I never once believed Phoenix on screen, not even for a moment. He is too old, too angry, too awkward, and too stupid to play this part. He was not right for it. Even if he had intended to embody an alternate history version of the character, he fails to ever be convincing as the supposed Emperor of France. What we see in Napoleon is not a great statesman or general. He is not a monarch. He is mostly an obnoxious and awkward simp with anger issues, whose impotent displays of childish rage are nothing like the righteous, quick-witted, scalding fury of Rod Steiger’s Napoleon in Waterloo. There is no way this person we’re watching could be who the characters keep saying he is. It does not compute.
In the end, the story is hopelessly rushed. It comes across more like walking through a museum than as an engaging narrative of itself. Exhibits, vaguely interesting on their own, are smattered here and there—but the connections between them are left entirely for you to determine, and never shown clearly. Far worse, this is a museum where the exhibits are completely wrong in their details, only correct in the abstract portrait they paint as a whole (if even that).
We deserved much better.
Avoid
Contrast Napoleon’s confrontation of the vast army sent to arrest him in Napoleon versus Waterloo. The difference in the time and effort taken to replicate that event, one of the most incredible in history, is stunning.
In Waterloo, thousands of real soldiers point their muskets at Napoleon. Everything is slow. Bondarchuk takes his time. There is tension in the air. Rod Steiger flinches. He isn’t certain his bet will pay off. He takes a deep breath… and the ranks break.

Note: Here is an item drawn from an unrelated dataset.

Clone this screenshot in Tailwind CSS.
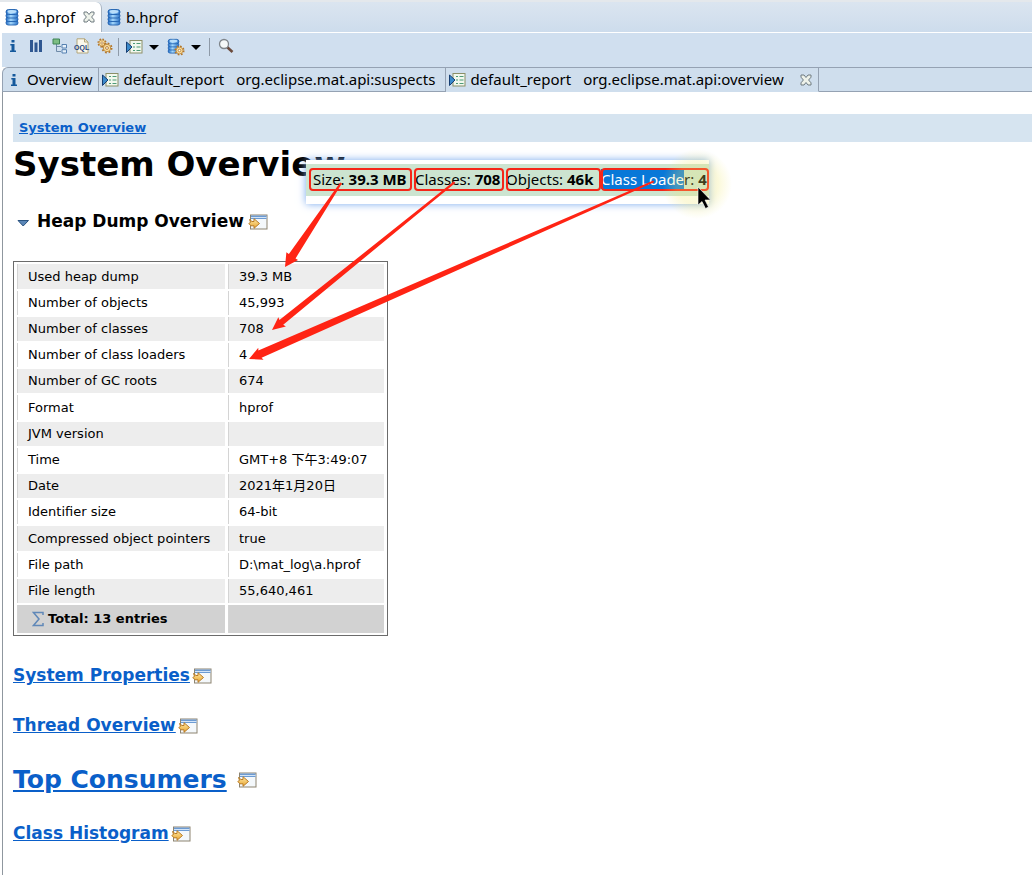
<!DOCTYPE html>
<html lang="en">
<head>
<meta charset="utf-8">
<meta name="viewport" content="width=device-width, initial-scale=1">
<title>a.hprof – System Overview</title>
<script src="https://cdn.jsdelivr.net/npm/@tailwindcss/browser@4"></script>
</head>
<body class="relative flex min-h-screen flex-col overflow-x-hidden bg-white font-['DejaVu_Sans','Noto_Sans_CJK_SC',sans-serif] text-black">

<svg class="absolute size-0" aria-hidden="true">
  <defs>
    <linearGradient id="blue" x1="0" x2="1"><stop offset="0" stop-color="#1c68c6"/><stop offset=".4" stop-color="#a5d8fb"/><stop offset="1" stop-color="#2a72c8"/></linearGradient>
    <linearGradient id="gold" x1="0" y1="0" x2="0" y2="1"><stop offset="0" stop-color="#ffe9a6"/><stop offset="1" stop-color="#e9a52e"/></linearGradient>
    <symbol id="db" viewBox="0 0 14 18">
      <g fill="url(#blue)" stroke="#1d5fae" stroke-width=".9">
        <rect x="1" y="12.5" width="12" height="4.5" rx="2.2"/><rect x="1" y="9" width="12" height="4.5" rx="2.2"/><rect x="1" y="5.5" width="12" height="4.5" rx="2.2"/><rect x="1" y="1.5" width="12" height="5" rx="2.5"/>
      </g>
      <ellipse cx="7" cy="3.5" rx="4.5" ry="1.5" fill="#b9defa"/>
    </symbol>
    <symbol id="info" viewBox="0 0 10 16"><path d="M3.500 2h3v2.600h-3zM2.300 6h4.200v6.600H8v1.400H2v-1.400h1.500V7.400H2.300z" fill="#15599c"/></symbol>
    <symbol id="close" viewBox="0 0 12 12"><path d="M1 1h3l2 2.500L8 1h3v2.200L8.600 6 11 8.800V11H8L6 8.500 4 11H1V8.800L3.400 6 1 3.200z" fill="#eef2ea" stroke="#6e7a80" stroke-width="1"/></symbol>
    <symbol id="report" viewBox="0 0 17 16">
      <rect x="4.500" y="1.500" width="12" height="12.500" fill="#f2f8ee" stroke="#8b8f68"/>
      <path d="M7.500 4.500h2M11 4.500h4M7.500 8h2M11 8h4M7.500 11.500h2M11 11.500h4" stroke="#4d9a77" stroke-width="1.200"/>
      <path d="M1 3v10.500L6.500 8z" fill="#3a8acb" stroke="#173f73"/>
    </symbol>
    <symbol id="gear" viewBox="0 0 12 12">
      <circle cx="6" cy="6" r="4.500" fill="none" stroke="#b3762a" stroke-width="2" stroke-dasharray="1.770 1.770"/>
      <circle cx="6" cy="6" r="3.700" fill="#f9dc9c" stroke="#b9802f" stroke-width=".8"/>
      <circle cx="6" cy="6" r="1.400" fill="#fff" stroke="#a8691c" stroke-width=".8"/>
    </symbol>
    <symbol id="open" viewBox="0 0 20 16">
      <rect x="2.500" y="1" width="16.500" height="14" fill="#f4f8fb" stroke="#8d8471"/>
      <path d="M3 1.500h15.500V5H3z" fill="#6c9bd3"/><path d="M3 3.500h15.500" stroke="#d3e4f7"/>
      <path d="M1.500 5.500l2.500 2h2V4.700l5.500 4.800L6 14.300v-2.500H3L.8 9.500l1.700-1.200z" fill="url(#gold)" stroke="#b97b25"/>
    </symbol>
  </defs>
</svg>

<nav aria-label="Editors" class="flex h-8 items-stretch border-t-2 border-[#e4e8ec] bg-linear-to-b from-[#dbe5f0] to-[#cddcec] font-['Noto_Sans',sans-serif] text-[15px]">
  <div class="flex items-center rounded-tr-md border-r border-[#a9b5c2] bg-white pl-1">
    <button class="flex items-center gap-1"><svg class="h-[18px] w-4"><use href="#db"/></svg>a.hprof</button>
    <button aria-label="Close a.hprof" class="pr-1.5 pl-2"><svg class="size-3"><use href="#close"/></svg></button>
  </div>
  <button class="flex items-center gap-1 pl-1"><svg class="h-[18px] w-4"><use href="#db"/></svg>b.hprof</button>
</nav>

<div role="toolbar" aria-label="Heap dump tools" class="ml-0.5 flex h-[35px] items-start border-t border-white bg-[#d0dfef] pt-[5px]">
  <button aria-label="Overview" class="ml-1.5"><svg class="h-4 w-2.5"><use href="#info"/></svg></button>
  <button aria-label="Histogram" class="ml-2.5"><svg class="size-4" viewBox="0 0 16 16"><path d="M2 2h3v12H2zM6.500 4.500h3V14h-3zM11 2h3v12h-3z" fill="#2f5791"/></svg></button>
  <button aria-label="Dominator tree" class="ml-2"><svg class="size-4" viewBox="0 0 16 16"><path d="M4.500 6v7.500H9M4.500 8.500H9" fill="none" stroke="#6f8aa8"/><path d="M1 1h6.500v5H1z" fill="#7dbd83" stroke="#3f8455"/><path d="M10 6.500h4.500v3.500H10zM10 11.700h4.500v3.300H10z" fill="#e8f2fb" stroke="#5681b1"/></svg></button>
  <button aria-label="OQL" class="ml-1.5"><svg class="size-4" viewBox="0 0 16 16"><path d="M3 .8h7.500L14 4v11H3z" fill="#fbf8ec" stroke="#b3a67b"/><path d="M10.500.8V4H14" fill="none" stroke="#b3a67b"/><text x="0" y="12" font-family="Liberation Sans" font-weight="700" font-size="7" fill="#26457d">OQL</text></svg></button>
  <button aria-label="Run expert system test" class="ml-1.5"><svg class="size-[18px]" viewBox="0 0 18 18"><use href="#gear" x="1" y="0" width="10" height="10"/><use href="#gear" x="5" y="4" width="12" height="12"/></svg></button>
  <span class="mr-1.5 ml-1 h-[18px] w-px bg-[#8e9aa8]"></span>
  <button aria-label="Run report" class="flex items-center gap-1.5"><svg class="h-4 w-[18px]"><use href="#report"/></svg><svg class="h-[18px] w-2.5" viewBox="0 0 10 18"><path d="M0 7h10l-5 5z"/></svg></button>
  <button aria-label="Query browser" class="ml-2 flex items-center gap-1.5"><svg class="size-[18px]" viewBox="0 0 18 18"><use href="#db" x="0" y="0" width="13" height="16"/><use href="#gear" x="7" y="7" width="11" height="11"/></svg><svg class="h-[18px] w-2.5" viewBox="0 0 10 18"><path d="M0 7h10l-5 5z"/></svg></button>
  <span class="mx-2 h-[18px] w-px bg-[#8e9aa8]"></span>
  <button aria-label="Find object by address"><svg class="size-4" viewBox="0 0 16 16"><path d="M9 9l5.500 5" stroke="#6b4a3c" stroke-width="2.600"/><circle cx="6" cy="6" r="4.500" fill="#f5f8f8" stroke="#7f858a" stroke-width="1.300"/></svg></button>
</div>

<nav aria-label="Pages" class="ml-0.5 flex h-[25px] items-stretch rounded-tl-md border-t border-l border-[#95a2b3] bg-[#cfdeed] font-['Noto_Sans',sans-serif] text-[15px]">
  <button class="flex items-center gap-2 border-r border-b border-[#95a2b3] pr-1.5 pl-1.5"><svg class="h-4 w-2.5"><use href="#info"/></svg>Overview</button>
  <button class="flex items-center gap-1 border-r border-b border-[#95a2b3] pr-2.5 pl-0.5"><svg class="h-4 w-[18px]"><use href="#report"/></svg><span class="flex gap-3"><span>default_report</span><span>org.eclipse.mat.api:suspects</span></span></button>
  <div class="flex items-center border-r border-b border-r-[#95a2b3] border-b-transparent pl-0.5">
    <button class="flex items-center gap-1"><svg class="h-4 w-[18px]"><use href="#report"/></svg><span class="flex gap-3"><span>default_report</span><span>org.eclipse.mat.api:overview</span></span></button>
    <button aria-label="Close overview report" class="pr-1.5 pl-4"><svg class="size-3"><use href="#close"/></svg></button>
  </div>
  <span class="grow border-b border-[#95a2b3]"></span>
</nav>

<main class="ml-0.5 grow border-l border-[#8f979f] pt-[22px] pl-2.5">
  <div class="flex h-7 items-center bg-[#d6e4f0] pl-1.5 text-[13px] font-bold"><a href="#top" class="text-[#0a5fc9] underline">System Overview</a></div>
  <h1 id="top" class="text-[34px] leading-[44px] font-bold">System Overview</h1>

  <h2 class="mt-5 flex h-8 items-center gap-1 text-[17px] font-bold">
    <button aria-label="Collapse section" class="mr-1 ml-1"><svg class="h-4 w-3" viewBox="0 0 12 16"><path d="M1 6.500h10.500L6.200 12z" fill="#5b87b8" stroke="#29527f"/></svg></button>
    Heap Dump Overview
    <a href="#heap" aria-label="Open heap dump overview"><svg class="h-4 w-5"><use href="#open"/></svg></a>
  </h2>

  <table id="heap" class="mt-[23px] w-[375px] border-separate border-spacing-x-[3px] border-spacing-y-0.5 border border-[#6b6b6b] text-left text-[13px] leading-4 [&_td]:border-l [&_td]:border-[#d4d4d4] [&_td]:px-2.5 [&_th]:w-[208px] [&_th]:border-l [&_th]:border-[#d4d4d4] [&_th]:px-2.5 [&_th]:font-normal [&_tr]:h-6 [&_tbody_tr:nth-child(5n+1)]:h-[25px] [&_tbody_tr:nth-child(odd)]:bg-[#ededed]">
    <tbody>
      <tr><th scope="row">Used heap dump</th><td>39.3 MB</td></tr>
      <tr><th scope="row">Number of objects</th><td>45,993</td></tr>
      <tr><th scope="row">Number of classes</th><td>708</td></tr>
      <tr><th scope="row">Number of class loaders</th><td>4</td></tr>
      <tr><th scope="row">Number of GC roots</th><td>674</td></tr>
      <tr><th scope="row">Format</th><td>hprof</td></tr>
      <tr><th scope="row">JVM version</th><td></td></tr>
      <tr><th scope="row">Time</th><td>GMT+8 下午3:49:07</td></tr>
      <tr><th scope="row">Date</th><td>2021年1月20日</td></tr>
      <tr><th scope="row">Identifier size</th><td>64-bit</td></tr>
      <tr><th scope="row">Compressed object pointers</th><td>true</td></tr>
      <tr><th scope="row">File path</th><td>D:\mat_log\a.hprof</td></tr>
      <tr><th scope="row">File length</th><td>55,640,461</td></tr>
    </tbody>
    <tfoot>
      <tr class="bg-[#d2d2d2]"><td class="h-7 font-bold"><span class="flex items-center gap-1 pl-1"><svg class="h-4 w-3" viewBox="0 0 12 16"><path d="M11 4V1.500H1.500L7 8l-5.500 6.500H11V12" fill="none" stroke="#6088b8" stroke-width="1.500"/></svg>Total: 13 entries</span></td><td></td></tr>
    </tfoot>
  </table>

  <h2 class="mt-6 flex h-8 items-center gap-0.5 text-[17px] font-bold"><a href="#properties" class="text-[#0a5fc9] underline">System Properties</a><a href="#properties" aria-label="Open system properties"><svg class="h-4 w-5"><use href="#open"/></svg></a></h2>
  <h2 class="mt-[18px] flex h-8 items-center gap-0.5 text-[17px] font-bold"><a href="#threads" class="text-[#0a5fc9] underline">Thread Overview</a><a href="#threads" aria-label="Open thread overview"><svg class="h-4 w-5"><use href="#open"/></svg></a></h2>
  <h1 class="mt-[18px] flex h-10 items-center gap-2.5 text-[25px] font-bold"><a href="#consumers" class="text-[#0a5fc9] underline">Top Consumers</a><a href="#consumers" aria-label="Open top consumers"><svg class="h-4 w-5"><use href="#open"/></svg></a></h1>
  <h2 class="mt-[18px] flex h-8 items-center gap-0.5 text-[17px] font-bold"><a href="#histogram" class="text-[#0a5fc9] underline">Class Histogram</a><a href="#histogram" aria-label="Open class histogram"><svg class="h-4 w-5"><use href="#open"/></svg></a></h2>
</main>

<!-- Annotation laid over the report -->
<div class="absolute top-40 left-[306px] w-[403px] bg-white pt-1 pb-2 shadow-[0_0_8px_#79a9ee]">
  <div class="flex h-8 items-start gap-0.5 bg-[#cce4d0] pt-1 pl-[3px] font-['Noto_Sans',sans-serif] text-[15px] leading-[23px] whitespace-nowrap">
    <span class="w-[103px] rounded-sm pl-1 outline-2 -outline-offset-2 outline-[#f52618]">Size: <b>39.3 MB</b></span>
    <span class="w-[90px] rounded-sm pl-px outline-2 -outline-offset-2 outline-[#f52618]">Classes: <b>708</b></span>
    <span class="flex w-[203px]"><span class="w-[95px] rounded-sm outline-2 -outline-offset-2 outline-[#f52618]">Objects: <b>46k</b></span><span class="w-[108px] rounded-sm outline-2 -outline-offset-2 outline-[#f52618]"><mark class="bg-[#0878d8] text-white">Class Loade</mark>r: <b>4</b></span></span>
  </div>
</div>
<svg class="pointer-events-none absolute top-0 left-0 h-[400px] w-[760px]" viewBox="0 0 760 400" aria-hidden="true">
  <defs><radialGradient id="halo"><stop offset=".6" stop-color="#f2e86e" stop-opacity=".26"/><stop offset="1" stop-color="#f2e86e" stop-opacity="0"/></radialGradient></defs>
  <circle cx="697" cy="184" r="35" fill="url(#halo)"/>
  <g fill="#ff2414">
    <path transform="translate(285 267) rotate(-56.300)" d="M0 0L13-7 13-4 101-1V1L13 4 13 7z"/>
    <path transform="translate(272 330) rotate(-39)" d="M0 0L13-6 12-3 235-1V1L12 3 13 6z"/>
    <path transform="translate(249 359) rotate(-23.700)" d="M0 0L13-6.500 12-4 442-1V1L12 4 13 6.500z"/>
  </g>
  <path d="M698 187v18l4-3.500 3.500 7 3-1.500-3.500-7h5.500z" fill="#000" stroke="#fff" stroke-width=".6"/>
</svg>
</body>
</html>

In Napoleon, Napoleon steps in front of an army of about fifteen guys. They immediately start to cheer for him. There is no tension, no uncertainty, and no anxiety. It is, in other words, lazy and rushed, without any sense of vision. Just like the rest of the movie.
The difference between these two is the difference between a genuine historical adaptation of real-life events and a theatrical production put on by twelfth graders. I’ll let you work out which is which.
I do not recommend Napoleon. Those who know their Napoleonic history will be infuriated by endless and pointless historical inaccuracies, of the sort that suggest lack of care and competence rather than any kind of vision. Those who don’t know their Napoleonic history will be hopelessly lost, without any hint of what’s happening at any given time. The plot has no exposition and offers almost no context whatsoever to events or characters. The years avalanche by; in one scene Moscow is burning, and in the next, Napoleon has teleported back to Paris and is abdicating. The characters are wrong in every respect, and the relationships are much too unconvincing to ever be emotionally engaging.
The result is a tedious and unbearably dull film. You will feel every second of those two-and-a-half hours. What we get for spectacle is so inept and historically inaccurate that it does not make up for it. I’m not a Ridley Scott fan, but I would say this is his worst movie. It’s vastly inferior to The Duelists, anyway.
If you like Napoleonic history, go watch Waterloo. It looks better, has a better story, and is far better acted than Napoleon. Bondarchuk even remembered to have the French march in columns! And if you don’t like Napoleonic history, why are you even reading this?